Turning crowded urban areas into a green oasis could help fight the impact of climate change, Australian experts believe.
Urban greening advocacy group 202020 Vision wants Australia's green urban areas increased by 20 per cent by 2020 for economic and social benefits, including cooling cities.
The group says reducing the impact of heat in cities could soon be crucial.
The year 2014 was the third hottest in Australia and the hottest globally since reliable climate records began.
A joint CSIRO/Bureau of Meteorology report on climate change, released in January, showed average temperatures in Australia could rise up to 1.3C by 2030 and at least 2.8C by 2090, with more frequent heat extremes.
A University of Sydney study this month said increased heat from global warming could disproportionately affect heavily built-up urban areas, trapping heat by day, re-radiating it at night and increasing heat stress for residents.
Dr Simon Divecha, a 202020 Vision spokesman from the University of Adelaide's Environment Institute, says urban greening shields cities from heat.
"If we shade the buildings, the walls, the roads, it stops that mass ... absorbing that heat during the day and radiating that heat at night," Dr Divecha said.
Air-conditioning can work more efficiently if combined with planting shade trees and wall vegetation or rooftop gardens and urban re-greening along watercourses.

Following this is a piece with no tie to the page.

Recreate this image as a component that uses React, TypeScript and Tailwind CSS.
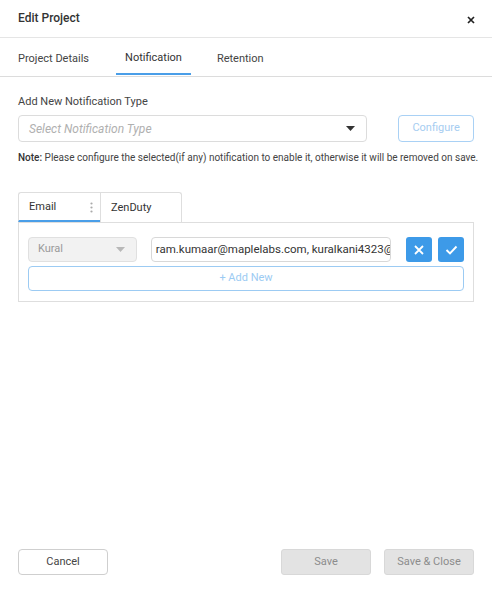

New commercial buildings in France must now have solar panels or rooftop gardens, Dr Divecha said.
A green roof reduces stormwater runoff when it rains, reduces air pollution, shades and doesn't re-radiate heat like a concrete roof does, he said.
Although more work is needed, Dr Divecha said Australian councils are embracing change.
The Sydney City Council encourages roof gardens in new buildings, while the City of Adelaide seeks efficient building design and Melbourne city planners are developing new ways to add greenery to urban landscapes.